◆ What you should do: Locate each line with the string "components" in the listing below and copy it.

——

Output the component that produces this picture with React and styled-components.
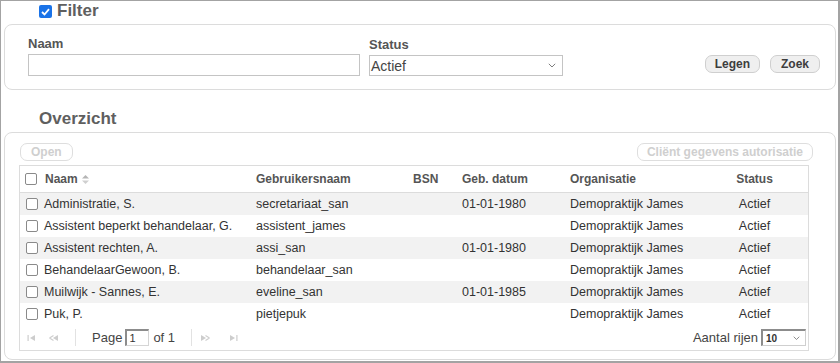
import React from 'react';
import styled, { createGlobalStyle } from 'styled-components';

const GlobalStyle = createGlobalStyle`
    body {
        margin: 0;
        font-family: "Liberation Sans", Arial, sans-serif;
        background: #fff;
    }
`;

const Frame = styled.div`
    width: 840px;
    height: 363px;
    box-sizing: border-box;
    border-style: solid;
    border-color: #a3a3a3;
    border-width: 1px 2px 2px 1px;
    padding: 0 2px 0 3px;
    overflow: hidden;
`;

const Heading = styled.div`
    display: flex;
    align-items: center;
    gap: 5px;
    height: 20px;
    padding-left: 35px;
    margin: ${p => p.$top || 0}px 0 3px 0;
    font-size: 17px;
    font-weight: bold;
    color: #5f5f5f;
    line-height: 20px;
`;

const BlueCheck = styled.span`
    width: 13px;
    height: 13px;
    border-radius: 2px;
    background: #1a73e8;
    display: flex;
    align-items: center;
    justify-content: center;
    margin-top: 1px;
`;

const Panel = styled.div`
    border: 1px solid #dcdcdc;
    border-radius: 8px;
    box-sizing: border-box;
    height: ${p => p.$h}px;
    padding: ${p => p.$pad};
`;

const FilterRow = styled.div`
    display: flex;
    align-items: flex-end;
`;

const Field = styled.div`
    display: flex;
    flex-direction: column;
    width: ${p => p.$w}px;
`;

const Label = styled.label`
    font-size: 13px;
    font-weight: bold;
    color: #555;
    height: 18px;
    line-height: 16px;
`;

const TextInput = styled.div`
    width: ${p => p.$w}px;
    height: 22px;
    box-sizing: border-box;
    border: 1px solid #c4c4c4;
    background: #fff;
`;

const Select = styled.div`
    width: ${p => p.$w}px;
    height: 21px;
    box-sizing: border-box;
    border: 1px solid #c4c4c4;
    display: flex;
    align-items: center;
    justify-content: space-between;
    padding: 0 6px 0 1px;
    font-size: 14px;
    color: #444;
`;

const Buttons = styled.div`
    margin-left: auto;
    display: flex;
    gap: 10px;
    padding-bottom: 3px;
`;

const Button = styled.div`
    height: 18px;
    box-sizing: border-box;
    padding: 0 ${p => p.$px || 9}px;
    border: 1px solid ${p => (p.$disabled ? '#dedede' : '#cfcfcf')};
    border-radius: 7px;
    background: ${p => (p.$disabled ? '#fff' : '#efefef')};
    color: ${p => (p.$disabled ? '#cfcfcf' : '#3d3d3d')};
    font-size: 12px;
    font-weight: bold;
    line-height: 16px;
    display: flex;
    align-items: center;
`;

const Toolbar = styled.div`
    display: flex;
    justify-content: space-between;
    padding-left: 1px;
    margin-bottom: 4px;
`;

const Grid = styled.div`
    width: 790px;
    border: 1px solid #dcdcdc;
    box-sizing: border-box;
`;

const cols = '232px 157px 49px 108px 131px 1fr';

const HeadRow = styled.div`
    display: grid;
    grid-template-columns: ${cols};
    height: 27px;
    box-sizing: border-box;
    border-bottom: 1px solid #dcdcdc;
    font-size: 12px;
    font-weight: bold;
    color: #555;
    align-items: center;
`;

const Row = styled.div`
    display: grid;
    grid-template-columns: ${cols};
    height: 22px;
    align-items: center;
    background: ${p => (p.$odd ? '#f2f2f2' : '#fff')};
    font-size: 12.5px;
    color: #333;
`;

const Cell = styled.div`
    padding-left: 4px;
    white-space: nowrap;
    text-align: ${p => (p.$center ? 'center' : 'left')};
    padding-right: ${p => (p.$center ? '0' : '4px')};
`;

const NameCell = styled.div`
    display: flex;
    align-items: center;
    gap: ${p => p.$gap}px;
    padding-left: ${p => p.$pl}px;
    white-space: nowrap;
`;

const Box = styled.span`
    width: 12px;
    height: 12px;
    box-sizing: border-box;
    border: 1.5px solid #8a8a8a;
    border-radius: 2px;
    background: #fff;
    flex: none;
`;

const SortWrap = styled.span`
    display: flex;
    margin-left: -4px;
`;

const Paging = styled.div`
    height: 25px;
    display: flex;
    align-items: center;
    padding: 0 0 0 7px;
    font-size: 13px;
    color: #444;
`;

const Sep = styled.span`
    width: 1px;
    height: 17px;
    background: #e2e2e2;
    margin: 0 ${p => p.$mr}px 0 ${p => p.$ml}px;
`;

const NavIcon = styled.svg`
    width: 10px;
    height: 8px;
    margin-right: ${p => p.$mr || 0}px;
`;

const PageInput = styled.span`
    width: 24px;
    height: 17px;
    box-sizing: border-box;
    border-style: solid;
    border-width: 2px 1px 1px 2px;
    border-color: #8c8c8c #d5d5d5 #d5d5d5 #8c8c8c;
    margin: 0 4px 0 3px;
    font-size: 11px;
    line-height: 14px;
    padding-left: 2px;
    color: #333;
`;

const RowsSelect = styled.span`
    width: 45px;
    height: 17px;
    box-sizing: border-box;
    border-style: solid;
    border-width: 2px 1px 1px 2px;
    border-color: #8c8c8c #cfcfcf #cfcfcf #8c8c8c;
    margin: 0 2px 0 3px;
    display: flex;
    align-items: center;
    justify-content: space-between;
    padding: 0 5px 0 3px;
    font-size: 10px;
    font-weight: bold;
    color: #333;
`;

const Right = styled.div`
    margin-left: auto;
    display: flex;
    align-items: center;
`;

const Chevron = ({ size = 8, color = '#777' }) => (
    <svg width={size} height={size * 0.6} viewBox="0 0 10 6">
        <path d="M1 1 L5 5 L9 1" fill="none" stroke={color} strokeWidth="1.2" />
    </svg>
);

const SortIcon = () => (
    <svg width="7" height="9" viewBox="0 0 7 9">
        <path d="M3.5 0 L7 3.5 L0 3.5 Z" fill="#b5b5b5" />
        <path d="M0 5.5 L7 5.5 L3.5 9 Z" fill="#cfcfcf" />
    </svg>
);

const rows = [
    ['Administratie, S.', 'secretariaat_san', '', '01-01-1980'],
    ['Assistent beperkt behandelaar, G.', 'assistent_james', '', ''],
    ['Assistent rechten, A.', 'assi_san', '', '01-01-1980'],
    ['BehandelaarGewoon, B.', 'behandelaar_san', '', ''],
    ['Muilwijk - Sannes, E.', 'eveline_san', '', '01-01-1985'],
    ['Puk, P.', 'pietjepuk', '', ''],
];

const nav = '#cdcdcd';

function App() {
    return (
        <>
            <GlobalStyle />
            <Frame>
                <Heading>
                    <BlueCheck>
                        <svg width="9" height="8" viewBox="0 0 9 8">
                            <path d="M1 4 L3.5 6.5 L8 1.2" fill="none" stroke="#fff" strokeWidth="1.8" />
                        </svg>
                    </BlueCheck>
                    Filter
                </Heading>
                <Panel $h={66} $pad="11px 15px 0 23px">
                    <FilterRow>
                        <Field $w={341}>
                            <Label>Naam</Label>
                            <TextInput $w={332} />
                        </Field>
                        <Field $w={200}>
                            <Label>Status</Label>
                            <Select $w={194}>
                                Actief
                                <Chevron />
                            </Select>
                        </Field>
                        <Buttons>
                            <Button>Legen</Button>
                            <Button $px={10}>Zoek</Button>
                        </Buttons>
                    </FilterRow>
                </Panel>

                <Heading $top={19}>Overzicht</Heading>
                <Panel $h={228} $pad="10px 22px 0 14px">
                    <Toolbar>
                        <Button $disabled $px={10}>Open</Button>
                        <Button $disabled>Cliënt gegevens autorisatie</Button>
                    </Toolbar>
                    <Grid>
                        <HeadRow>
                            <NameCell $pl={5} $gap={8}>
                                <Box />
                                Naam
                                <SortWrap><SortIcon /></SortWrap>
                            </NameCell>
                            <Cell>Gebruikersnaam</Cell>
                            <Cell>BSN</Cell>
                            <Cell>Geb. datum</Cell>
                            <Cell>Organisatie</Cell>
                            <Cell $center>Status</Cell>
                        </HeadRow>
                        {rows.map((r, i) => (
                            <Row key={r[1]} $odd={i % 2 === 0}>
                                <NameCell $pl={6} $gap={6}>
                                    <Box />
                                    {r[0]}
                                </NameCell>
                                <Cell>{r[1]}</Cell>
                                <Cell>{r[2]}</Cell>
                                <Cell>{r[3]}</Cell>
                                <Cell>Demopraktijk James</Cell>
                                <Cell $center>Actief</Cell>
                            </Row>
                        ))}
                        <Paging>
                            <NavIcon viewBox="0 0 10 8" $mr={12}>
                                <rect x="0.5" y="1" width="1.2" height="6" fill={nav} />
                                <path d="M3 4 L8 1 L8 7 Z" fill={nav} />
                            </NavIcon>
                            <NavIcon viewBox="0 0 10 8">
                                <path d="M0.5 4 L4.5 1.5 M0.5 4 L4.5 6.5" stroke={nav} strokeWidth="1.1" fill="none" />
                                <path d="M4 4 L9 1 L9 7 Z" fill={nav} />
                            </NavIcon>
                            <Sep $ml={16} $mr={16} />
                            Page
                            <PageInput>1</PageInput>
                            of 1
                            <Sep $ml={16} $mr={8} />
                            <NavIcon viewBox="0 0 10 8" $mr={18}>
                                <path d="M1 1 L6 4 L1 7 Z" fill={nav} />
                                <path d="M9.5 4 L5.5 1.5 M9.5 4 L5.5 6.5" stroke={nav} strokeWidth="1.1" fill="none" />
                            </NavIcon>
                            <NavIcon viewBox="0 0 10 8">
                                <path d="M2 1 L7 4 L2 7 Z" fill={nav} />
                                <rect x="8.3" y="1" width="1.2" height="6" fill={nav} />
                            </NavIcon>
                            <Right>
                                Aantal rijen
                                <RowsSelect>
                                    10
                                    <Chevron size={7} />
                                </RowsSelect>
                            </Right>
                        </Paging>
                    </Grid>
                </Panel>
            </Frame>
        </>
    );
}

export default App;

——

◆ Expected answer:
Output the component that produces this picture with React and styled-components.
import styled, { createGlobalStyle } from 'styled-components';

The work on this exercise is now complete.